Of the many challenges facing United States military engaged in the war in Afghanistan, chief among them is a battle for perceptions. Are American-led coalition forces seen as an occupier or as a crucial rehabilitator of a broken country? In the nine-year conflict, not only has the coalition been tasked with deposing the Taliban and securing the country from insurgent attacks, but it has also had to lay the groundwork for a self-governing political system. In order to do this, earning the trust of both government leaders and everyday citizens is paramount. And in a country where politics is played at the most local levels, winning hearts and minds can be the most critical mission.
But what happens if half the country is off limits? Because of strong cultural traditions – particularly in the tribal Pashtun regions of the country – men are forbidden from interacting with women unless bonded by marriage or blood.

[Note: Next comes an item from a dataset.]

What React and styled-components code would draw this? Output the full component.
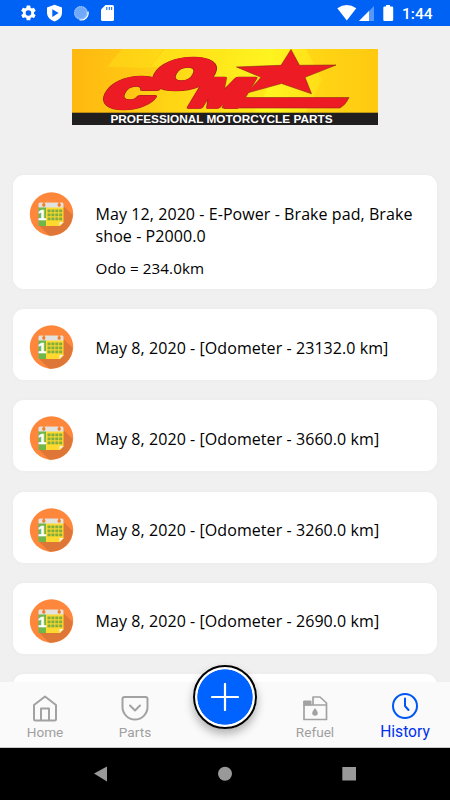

And as a result, coalition forces have been limited by whom they can talk to when trying to engage in the kind of small-scale diplomacy that can prevent an angry villager from joining the insurgency.
“You really have to have female counter-insurgents if you are expecting to have a successful counterinsurgency strategy,” says U.S. Marine Captain Matt Pottinger. “If you cannot access or even deliver a message to half of the population just because of this taboo between the sexes, you’re at an enormous disadvantage in trying to persuade people that you’re there for reasons that are in their interests.”
Capt. Pottinger spent five years as a Marine, deployed once to Iraq and twice to Afghanistan. It was on his first Afghan deployment in Helmand and Farah in 2006, when he found himself in a rural outpost meeting only with local men, that he and fellow Marines came up with the idea of using female-only teams to talk to the community’s women.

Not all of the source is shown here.